(Problem) Pictures in the data below are not part of the copy; transcribe everything else exactly.

[BEGIN]

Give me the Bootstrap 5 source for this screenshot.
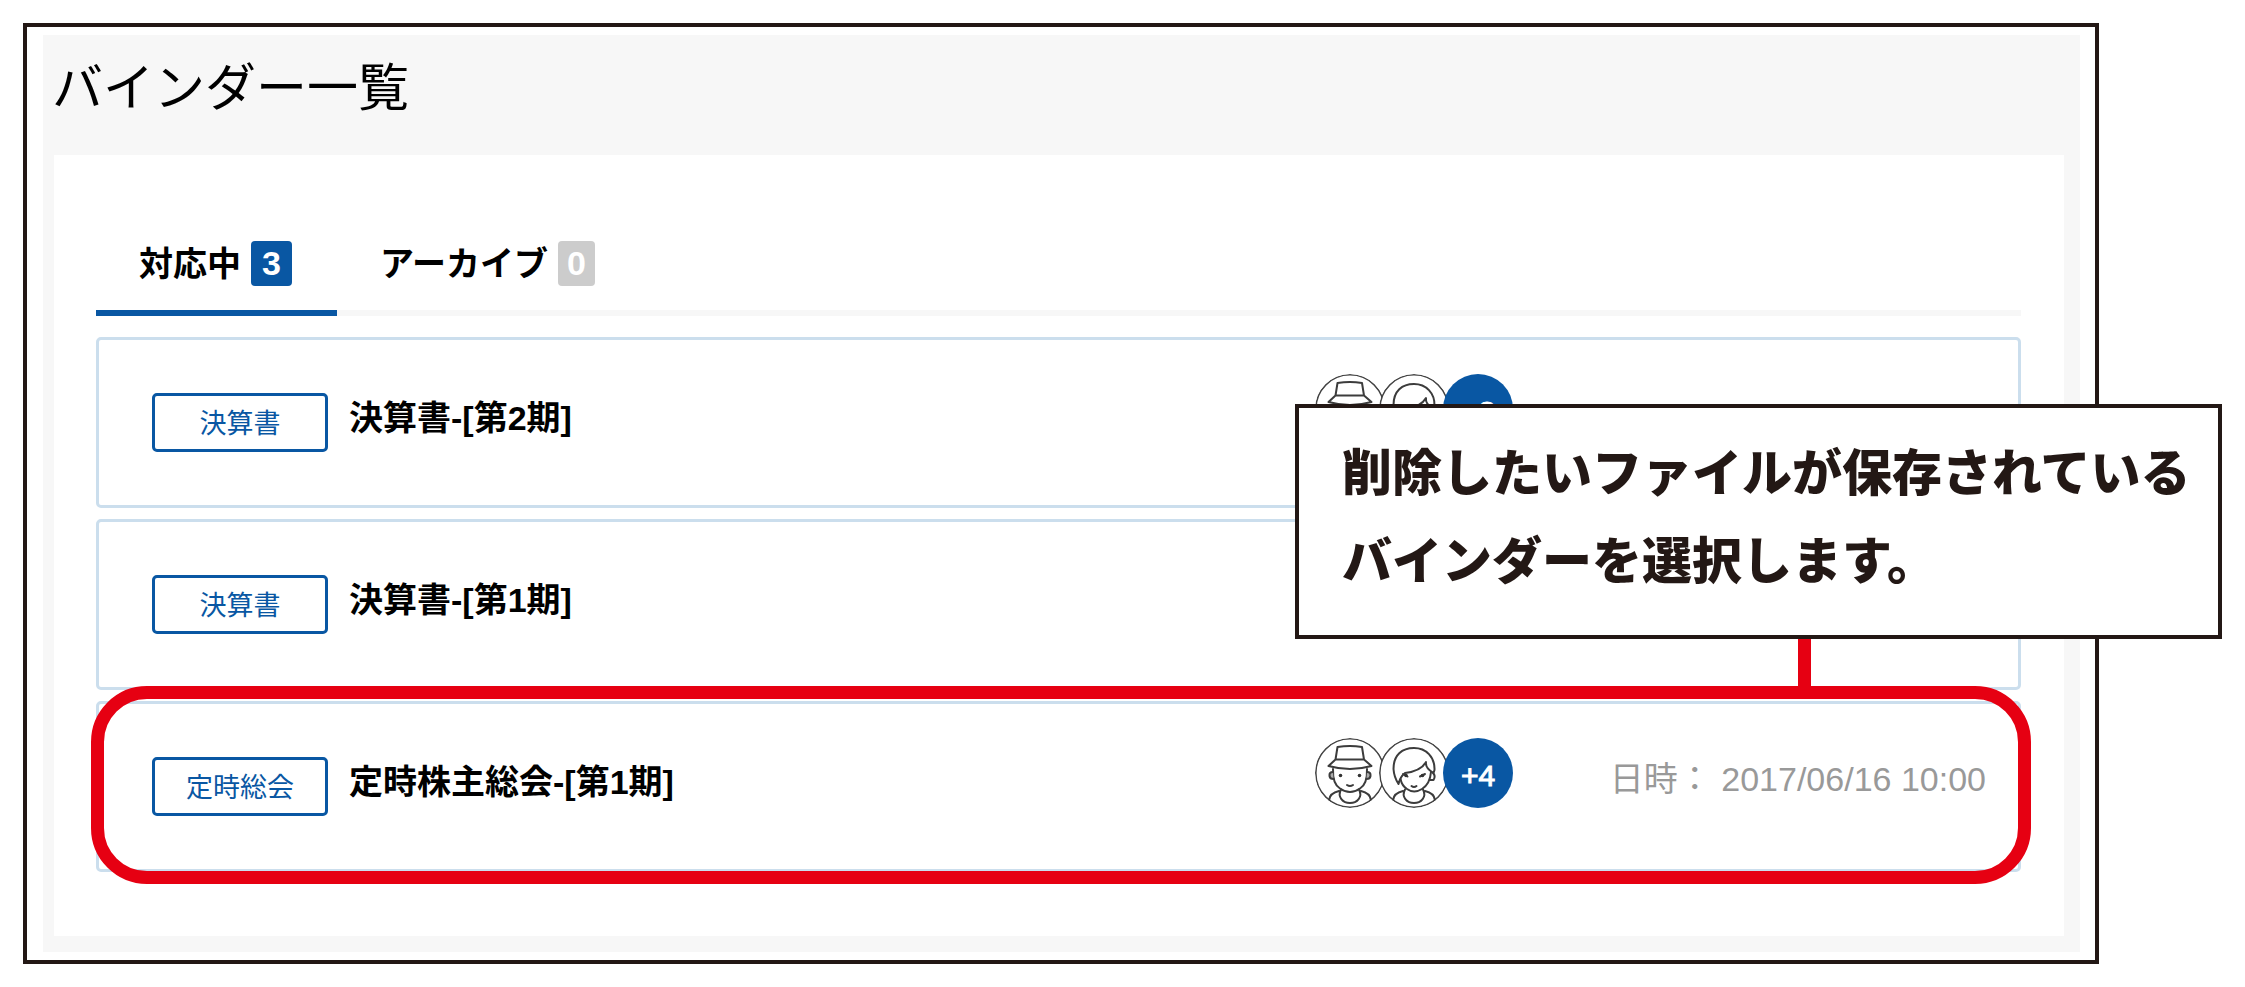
<!DOCTYPE html>
<html lang="ja">
<head>
<meta charset="utf-8">
<meta name="viewport" content="width=device-width, initial-scale=1">
<title>バインダー一覧</title>
<link href="https://cdn.jsdelivr.net/npm/bootstrap@5.3.0/dist/css/bootstrap.min.css" rel="stylesheet">
<style>
  :root { --brand: #0957a3; --ink: #231815; --alert: #e60012; --line: #cbdeed; --soft: #f7f7f7; }
  body { font-family: "Liberation Sans", "Noto Sans CJK JP", sans-serif; color: #000; background: #fff; padding: 23px 146px 23px 23px; font-size: 34px; line-height: 40px; }
  .page-frame { border: 4px solid var(--ink); padding: 8px 15px 8px 16px; }
  .page-area { background: var(--soft); padding: 0 16px 16px 11px; }
  .page-title { font-family: "Noto Sans CJK JP", sans-serif; font-size: 51px; line-height: 60px; font-weight: 400; padding: 19px 0 41px; margin: 0 0 0 -2px; }
  .panel { background: #fff; padding: 72px 43px 64px 42px; }
  .tab-row { border-bottom: 6px solid var(--soft); }
  .tab-btn { background: none; border: 0; border-bottom: 6px solid transparent; margin-bottom: -6px; padding: 14px 45px 24px 43px; font-weight: 700; color: #000; gap: 10px; }
  .tab-btn.active { border-bottom-color: var(--brand); }
  .tab-count { background: #ccc; color: #fff; border-radius: 4px; line-height: 45px; padding: 0 9px; font-weight: 700; font-size: 34px; }
  .active .tab-count { background: var(--brand); padding: 0 11px; }
  .binder-list { padding-top: 21px; gap: 11px; }
  .binder { border: 3px solid var(--line); border-radius: 5px; height: 171px; padding: 0 32px 0 53px; }
  .tag-btn { width: 176px; height: 59px; border: 3px solid var(--brand); border-radius: 5px; background: #fff; color: var(--brand); font-size: 27px; line-height: 40px; padding: 2px 0 0; }
  .binder-name { font-weight: 700; color: #000; text-decoration: none; margin: 0 0 10px 21px; }
  .people { margin-bottom: 27px; }
  .person, .more { width: 70px; height: 70px; border-radius: 50%; margin-left: -6px; flex: none; }
  .more { background: var(--brand); color: #fff; font-size: 30px; line-height: 76px; text-align: center; -webkit-text-stroke: 1px #fff; }
  .meta { width: 380px; margin: 0 0 16px 93px; color: #999; text-align: right; white-space: pre; }
  .ring { position: absolute; inset: -18px -13px -15px -8px; border: 13px solid var(--alert); border-radius: 56px; pointer-events: none; }
  .stem { position: absolute; width: 13px; height: 54px; background: var(--alert); right: 207px; bottom: calc(100% + 11px); }
  .callout { position: absolute; right: -204px; bottom: calc(100% + 65px); width: 927px; border: 4px solid var(--ink); background: #fff; color: var(--ink); font: 900 50px/88px "Noto Sans CJK JP", sans-serif; padding: 17px 0 34px 43px; margin: 0; white-space: nowrap; z-index: 2; }
</style>
</head>
<body>
<svg class="d-none" aria-hidden="true">
  <symbol id="man" viewBox="0 0 70 70">
    <circle cx="35" cy="35" r="34.2" fill="#fff" stroke="#444" stroke-width="1.6"/>
    <g fill="none" stroke="#3c3c3c" stroke-width="2" stroke-linejoin="round" stroke-linecap="round">
      <path d="M20.500 21.500 22.500 9Q35 7 47 9L49 21.500ZM20.500 21.500 13.500 28Q35 34 56.500 28L49 21.500"/>
      <path d="M18 31Q17.500 46 25 50.500C32 55.500 38 55.500 45 50.500Q52.500 46 52 31"/>
      <path d="M18 34Q14 34 14.500 38Q15 41 18.500 41M52 34Q56 34 55.500 38Q55 41 51.500 41" fill="#aaa"/>
      <path d="M26 51.500C22 59 28 65 35 65S48 59 44 51.500M24 53Q15 55 14 62M46 53Q55 55 56 62"/>
      <path d="M32 47Q35 49 38 47"/>
    </g>
    <circle cx="25.500" cy="37.500" r="1.800" fill="#333"/><circle cx="44.500" cy="37.500" r="1.800" fill="#333"/>
  </symbol>
  <symbol id="woman" viewBox="0 0 70 70">
    <circle cx="35" cy="35" r="34.2" fill="#fff" stroke="#444" stroke-width="1.6"/>
    <g fill="none" stroke="#3c3c3c" stroke-width="2" stroke-linejoin="round" stroke-linecap="round">
      <path d="M19.500 46Q15 39 14.500 31C14.500 17 23 10 35 10S56 19 55.500 32L54.500 35M19.500 46Q21 39 26 35Q42 33 47 24Q46 30 54.500 35"/>
      <path d="M21.500 41Q23 48 28 51Q35 56 43 51Q51 46 52 34M54 35Q57 38 54.500 42H51.500"/>
      <path d="M26 51.500C22 59 28 65 35 65S48 59 44 51.500M24 53Q15 55 14 62M46 53Q55 55 56 62"/>
      <path d="M32.500 48Q35 50 37.500 48M24 36 28.500 38.500M41 38.500 46 36"/>
    </g>
    <circle cx="27" cy="37.500" r="1.800" fill="#333"/><circle cx="43.500" cy="37.500" r="1.800" fill="#333"/>
  </symbol>
</svg>

<main class="page-frame">
  <div class="page-area">
    <h1 class="page-title">バインダー一覧</h1>
    <section class="panel">
      <div class="tab-row d-flex" role="tablist">
        <button type="button" class="tab-btn active d-flex align-items-center" role="tab" aria-selected="true">対応中<span class="tab-count">3</span></button>
        <button type="button" class="tab-btn d-flex align-items-center" role="tab" aria-selected="false">アーカイブ<span class="tab-count">0</span></button>
      </div>
      <ul class="binder-list list-unstyled d-flex flex-column mb-0">
        <li class="binder d-flex align-items-center">
          <button type="button" class="tag-btn">決算書</button>
          <a href="#" class="binder-name me-auto">決算書-[第2期]</a>
          <div class="people d-flex">
            <svg class="person"><use href="#man"/></svg><svg class="person"><use href="#woman"/></svg><span class="more">+2</span>
          </div>
          <div class="meta"></div>
        </li>
        <li class="binder d-flex align-items-center">
          <button type="button" class="tag-btn">決算書</button>
          <a href="#" class="binder-name me-auto">決算書-[第1期]</a>
        </li>
        <li class="binder d-flex align-items-center position-relative">
          <button type="button" class="tag-btn">定時総会</button>
          <a href="#" class="binder-name me-auto">定時株主総会-[第1期]</a>
          <div class="people d-flex">
            <svg class="person"><use href="#man"/></svg><svg class="person"><use href="#woman"/></svg><span class="more">+4</span>
          </div>
          <div class="meta">日時： 2017/06/16 10:00</div>
          <div class="ring"></div>
          <div class="stem"></div>
          <p class="callout">削除したいファイルが保存されている<br>バインダーを選択します。</p>
        </li>
      </ul>
    </section>
  </div>
</main>
<script src="https://cdn.jsdelivr.net/npm/bootstrap@5.3.0/dist/js/bootstrap.bundle.min.js"></script>
</body>
</html>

[END]

(Written solution)
Give me the Bootstrap 5 source for this screenshot.
<!DOCTYPE html>
<html lang="ja">
<head>
<meta charset="utf-8">
<meta name="viewport" content="width=device-width, initial-scale=1">
<title>バインダー一覧</title>
<link href="https://cdn.jsdelivr.net/npm/bootstrap@5.3.0/dist/css/bootstrap.min.css" rel="stylesheet">
<style>
  :root { --brand: #0957a3; --ink: #231815; --alert: #e60012; --line: #cbdeed; --soft: #f7f7f7; }
  body { font-family: "Liberation Sans", "Noto Sans CJK JP", sans-serif; color: #000; background: #fff; padding: 23px 146px 23px 23px; font-size: 34px; line-height: 40px; }
  .page-frame { border: 4px solid var(--ink); padding: 8px 15px 8px 16px; }
  .page-area { background: var(--soft); padding: 0 16px 16px 11px; }
  .page-title { font-family: "Noto Sans CJK JP", sans-serif; font-size: 51px; line-height: 60px; font-weight: 400; padding: 19px 0 41px; margin: 0 0 0 -2px; }
  .panel { background: #fff; padding: 72px 43px 64px 42px; }
  .tab-row { border-bottom: 6px solid var(--soft); }
  .tab-btn { background: none; border: 0; border-bottom: 6px solid transparent; margin-bottom: -6px; padding: 14px 45px 24px 43px; font-weight: 700; color: #000; gap: 10px; }
  .tab-btn.active { border-bottom-color: var(--brand); }
  .tab-count { background: #ccc; color: #fff; border-radius: 4px; line-height: 45px; padding: 0 9px; font-weight: 700; font-size: 34px; }
  .active .tab-count { background: var(--brand); padding: 0 11px; }
  .binder-list { padding-top: 21px; gap: 11px; }
  .binder { border: 3px solid var(--line); border-radius: 5px; height: 171px; padding: 0 32px 0 53px; }
  .tag-btn { width: 176px; height: 59px; border: 3px solid var(--brand); border-radius: 5px; background: #fff; color: var(--brand); font-size: 27px; line-height: 40px; padding: 2px 0 0; }
  .binder-name { font-weight: 700; color: #000; text-decoration: none; margin: 0 0 10px 21px; }
  .people { margin-bottom: 27px; }
  .person, .more { width: 70px; height: 70px; border-radius: 50%; margin-left: -6px; flex: none; }
  .more { background: var(--brand); color: #fff; font-size: 30px; line-height: 76px; text-align: center; -webkit-text-stroke: 1px #fff; }
  .meta { width: 380px; margin: 0 0 16px 93px; color: #999; text-align: right; white-space: pre; }
  .ring { position: absolute; inset: -18px -13px -15px -8px; border: 13px solid var(--alert); border-radius: 56px; pointer-events: none; }
  .stem { position: absolute; width: 13px; height: 54px; background: var(--alert); right: 207px; bottom: calc(100% + 11px); }
  .callout { position: absolute; right: -204px; bottom: calc(100% + 65px); width: 927px; border: 4px solid var(--ink); background: #fff; color: var(--ink); font: 900 50px/88px "Noto Sans CJK JP", sans-serif; padding: 17px 0 34px 43px; margin: 0; white-space: nowrap; z-index: 2; }
</style>
</head>
<body>
<svg class="d-none" aria-hidden="true">
  <symbol id="man" viewBox="0 0 70 70">
    <circle cx="35" cy="35" r="34.2" fill="#fff" stroke="#444" stroke-width="1.6"/>
    <g fill="none" stroke="#3c3c3c" stroke-width="2" stroke-linejoin="round" stroke-linecap="round">
      <path d="M20.500 21.500 22.500 9Q35 7 47 9L49 21.500ZM20.500 21.500 13.500 28Q35 34 56.500 28L49 21.500"/>
      <path d="M18 31Q17.500 46 25 50.500C32 55.500 38 55.500 45 50.500Q52.500 46 52 31"/>
      <path d="M18 34Q14 34 14.500 38Q15 41 18.500 41M52 34Q56 34 55.500 38Q55 41 51.500 41" fill="#aaa"/>
      <path d="M26 51.500C22 59 28 65 35 65S48 59 44 51.500M24 53Q15 55 14 62M46 53Q55 55 56 62"/>
      <path d="M32 47Q35 49 38 47"/>
    </g>
    <circle cx="25.500" cy="37.500" r="1.800" fill="#333"/><circle cx="44.500" cy="37.500" r="1.800" fill="#333"/>
  </symbol>
  <symbol id="woman" viewBox="0 0 70 70">
    <circle cx="35" cy="35" r="34.2" fill="#fff" stroke="#444" stroke-width="1.6"/>
    <g fill="none" stroke="#3c3c3c" stroke-width="2" stroke-linejoin="round" stroke-linecap="round">
      <path d="M19.500 46Q15 39 14.500 31C14.500 17 23 10 35 10S56 19 55.500 32L54.500 35M19.500 46Q21 39 26 35Q42 33 47 24Q46 30 54.500 35"/>
      <path d="M21.500 41Q23 48 28 51Q35 56 43 51Q51 46 52 34M54 35Q57 38 54.500 42H51.500"/>
      <path d="M26 51.500C22 59 28 65 35 65S48 59 44 51.500M24 53Q15 55 14 62M46 53Q55 55 56 62"/>
      <path d="M32.500 48Q35 50 37.500 48M24 36 28.500 38.500M41 38.500 46 36"/>
    </g>
    <circle cx="27" cy="37.500" r="1.800" fill="#333"/><circle cx="43.500" cy="37.500" r="1.800" fill="#333"/>
  </symbol>
</svg>

<main class="page-frame">
  <div class="page-area">
    <h1 class="page-title">バインダー一覧</h1>
    <section class="panel">
      <div class="tab-row d-flex" role="tablist">
        <button type="button" class="tab-btn active d-flex align-items-center" role="tab" aria-selected="true">対応中<span class="tab-count">3</span></button>
        <button type="button" class="tab-btn d-flex align-items-center" role="tab" aria-selected="false">アーカイブ<span class="tab-count">0</span></button>
      </div>
      <ul class="binder-list list-unstyled d-flex flex-column mb-0">
        <li class="binder d-flex align-items-center">
          <button type="button" class="tag-btn">決算書</button>
          <a href="#" class="binder-name me-auto">決算書-[第2期]</a>
          <div class="people d-flex">
            <svg class="person"><use href="#man"/></svg><svg class="person"><use href="#woman"/></svg><span class="more">+2</span>
          </div>
          <div class="meta"></div>
        </li>
        <li class="binder d-flex align-items-center">
          <button type="button" class="tag-btn">決算書</button>
          <a href="#" class="binder-name me-auto">決算書-[第1期]</a>
        </li>
        <li class="binder d-flex align-items-center position-relative">
          <button type="button" class="tag-btn">定時総会</button>
          <a href="#" class="binder-name me-auto">定時株主総会-[第1期]</a>
          <div class="people d-flex">
            <svg class="person"><use href="#man"/></svg><svg class="person"><use href="#woman"/></svg><span class="more">+4</span>
          </div>
          <div class="meta">日時： 2017/06/16 10:00</div>
          <div class="ring"></div>
          <div class="stem"></div>
          <p class="callout">削除したいファイルが保存されている<br>バインダーを選択します。</p>
        </li>
      </ul>
    </section>
  </div>
</main>
<script src="https://cdn.jsdelivr.net/npm/bootstrap@5.3.0/dist/js/bootstrap.bundle.min.js"></script>
</body>
</html>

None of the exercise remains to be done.